I'd recommend against
starting with "Against Method".
Instead, go directly for the 'sequel' both to Feyerabend's "Against Method" and to two paper/essay collections (both published in 1976, two years after his death) that essentially originated from Lakatos, although they contain numerous contributions, among others by Feyerabend, "Method and Appraisal in the Physical Sciences: The Critical Background to Modern Science 1800–1905" (edited Colin Howson) and "Method and Appraisal in Economics" (edited by Spiro J. Latsis), namely, "For and Against Method: Including Lakatos's Lectures on Scientific Method and the Lakatos-Feyerabend Correspondence" 'by' both Imre Lakatos AND Paul Feyerabend, which Matteo Motterlini painstakingly assembled from the drafts for the book (which Lakatos and Feyerabend both wanted to produce, but which never produced a finished result in their lifetimes, primarily due to Lakatos' unexpected death in 1974.)
I say this because of what I personally like to think of as 'paraduality' in science which both Lakatos and Feyerabend discuss & address, but from 'opposite' ends.

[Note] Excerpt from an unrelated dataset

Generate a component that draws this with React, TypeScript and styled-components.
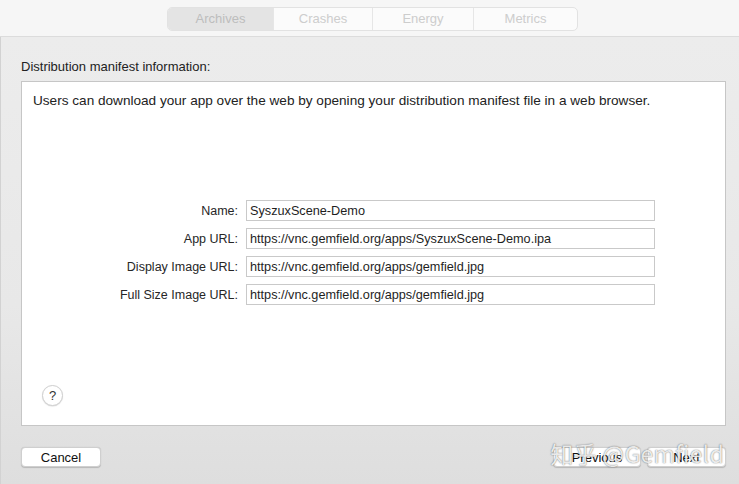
import { FC } from "react";
import styled, { createGlobalStyle } from "styled-components";

const GlobalStyle = createGlobalStyle`
  html, body {
    margin: 0;
    padding: 0;
    width: 739px;
    height: 484px;
    overflow: hidden;
  }
  body {
    font-family: "Liberation Sans", Arial, sans-serif;
    font-size: 13px;
    color: #1e1e1e;
  }
`;

const tabs = [
  { name: "Archives", width: 105 },
  { name: "Crashes", width: 99 },
  { name: "Energy", width: 101 },
  { name: "Metrics", width: 104 },
];

const fields = [
  { label: "Name:", value: "SyszuxScene-Demo" },
  { label: "App URL:", value: "https://vnc.gemfield.org/apps/SyszuxScene-Demo.ipa" },
  { label: "Display Image URL:", value: "https://vnc.gemfield.org/apps/gemfield.jpg" },
  { label: "Full Size Image URL:", value: "https://vnc.gemfield.org/apps/gemfield.jpg" },
];

const App: FC = () => {
  return (
    <Window>
      <GlobalStyle />
      <Toolbar>
        <Segmented>
          {tabs.map((t, i) => (
            <Segment key={t.name} $active={i === 0} $width={t.width}>
              {t.name}
            </Segment>
          ))}
        </Segmented>
      </Toolbar>
      <Sheet>
        <SectionTitle>Distribution manifest information:</SectionTitle>
        <Panel>
          <Intro>
            Users can download your app over the web by opening your distribution manifest file in a web browser.
          </Intro>
          <Form>
            {fields.map((f) => (
              <FieldRow key={f.label}>
                <Label>{f.label}</Label>
                <Field defaultValue={f.value} />
              </FieldRow>
            ))}
          </Form>
          <HelpButton>?</HelpButton>
        </Panel>
        <Footer>
          <Button $width={80}>Cancel</Button>
          <RightButtons>
            <Button $width={88}>Previous</Button>
            <Button $width={79}>Next</Button>
          </RightButtons>
          <Watermark>知乎 @Gemfield</Watermark>
        </Footer>
      </Sheet>
    </Window>
  );
};

const Window = styled.div`
  width: 739px;
  height: 484px;
  display: flex;
  flex-direction: column;
  background: #f6f6f6;
`;

const Toolbar = styled.div`
  height: 37px;
  flex-shrink: 0;
  display: flex;
  justify-content: center;
  align-items: center;
  background: #f6f6f6;
  border-bottom: 1px solid #dcdcdc;
  box-sizing: border-box;
  padding-left: 6px;
  padding-top: 1px;
`;

const Segmented = styled.div`
  display: flex;
  height: 24px;
  border: 1px solid #e2e2e2;
  border-radius: 5px;
  overflow: hidden;
  background: #fbfbfb;
  box-sizing: border-box;
`;

const Segment = styled.div<{ $active: boolean; $width: number }>`
  width: ${(p) => p.$width}px;
  box-sizing: border-box;
  display: flex;
  align-items: center;
  justify-content: center;
  font-size: 13px;
  color: ${(p) => (p.$active ? "#bdbdbd" : "#cdcdcd")};
  background: ${(p) => (p.$active ? "#e4e4e4" : "transparent")};
  border-left: 1px solid #e6e6e6;
  &:first-child {
    border-left: none;
  }
`;

const Sheet = styled.div`
  flex: 1;
  display: flex;
  flex-direction: column;
  padding: 22px 13px 0 21px;
  background: linear-gradient(#ececec, #e8e8e8 60%, #dedede);
  border-left: 1px solid #d2d2d2;
`;

const SectionTitle = styled.div`
  font-size: 13px;
  line-height: 16px;
  color: #222;
  margin-left: -1px;
`;

const Panel = styled.div`
  position: relative;
  margin-top: 6px;
  margin-left: -1px;
  height: 345px;
  box-sizing: border-box;
  background: #fff;
  border: 1px solid #c6c6c6;
  padding: 11px 11px 0 11px;
`;

const Intro = styled.div`
  font-size: 13.6px;
  line-height: 16px;
  color: #222;
  white-space: nowrap;
`;

const Form = styled.div`
  display: flex;
  flex-direction: column;
  gap: 7px;
  margin-top: 91px;
`;

const FieldRow = styled.div`
  display: flex;
  align-items: center;
  gap: 8px;
`;

const Label = styled.div`
  width: 205px;
  text-align: right;
  font-size: 12.5px;
  color: #262626;
`;

const Field = styled.input`
  width: 409px;
  height: 21px;
  box-sizing: border-box;
  border: 1px solid #c9c9c9;
  outline: none;
  padding: 0 3px;
  font-family: "Liberation Sans", Arial, sans-serif;
  font-size: 12.7px;
  color: #1e1e1e;
  background: #fff;
`;

const HelpButton = styled.div`
  position: absolute;
  left: 20px;
  bottom: 19px;
  width: 19px;
  height: 19px;
  border-radius: 50%;
  border: 1px solid #d0d0d0;
  box-shadow: 0 0.5px 1px rgba(0, 0, 0, 0.15);
  display: flex;
  align-items: center;
  justify-content: center;
  font-size: 13px;
  color: #333;
  background: #fff;
`;

const Footer = styled.div`
  position: relative;
  display: flex;
  justify-content: space-between;
  align-items: center;
  margin-top: 21px;
  margin-left: -1px;
`;

const RightButtons = styled.div`
  display: flex;
  gap: 6px;
`;

const Button = styled.div<{ $width: number }>`
  width: ${(p) => p.$width}px;
  height: 20px;
  box-sizing: border-box;
  display: flex;
  align-items: center;
  justify-content: center;
  background: #fff;
  border-radius: 4px;
  border: 1px solid #cfcfcf;
  box-shadow: 0 0.5px 1px rgba(0, 0, 0, 0.18);
  font-size: 13px;
  color: #111;
`;

const Watermark = styled.div`
  position: absolute;
  right: 2px;
  top: -11px;
  font-family: "Noto Sans CJK SC", "Liberation Sans", sans-serif;
  font-size: 23px;
  letter-spacing: 0.3px;
  color: rgba(255, 255, 255, 0.85);
  text-shadow: 0 0 1px rgba(0, 0, 0, 0.45), 0 0 2px rgba(0, 0, 0, 0.25);
  pointer-events: none;
  white-space: nowrap;
`;

export default App;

I put "opposite" in single quotes here because I find too difficult to phrase the point I wish to make, so I can only allude to it:
Reading Feyerabend without reading Lakatos carries with it the same (and not just similar or the opposite) problems as reading Lakatos without Feyerabend does - and vice versa.
The same applies to science itself, which kind of sums up the problem both of them approached, from 'different' sides.
I thus find it rather helpful to read the entire matter chronologically 'backwards', starting with 'For and Against Method' and then going back from there.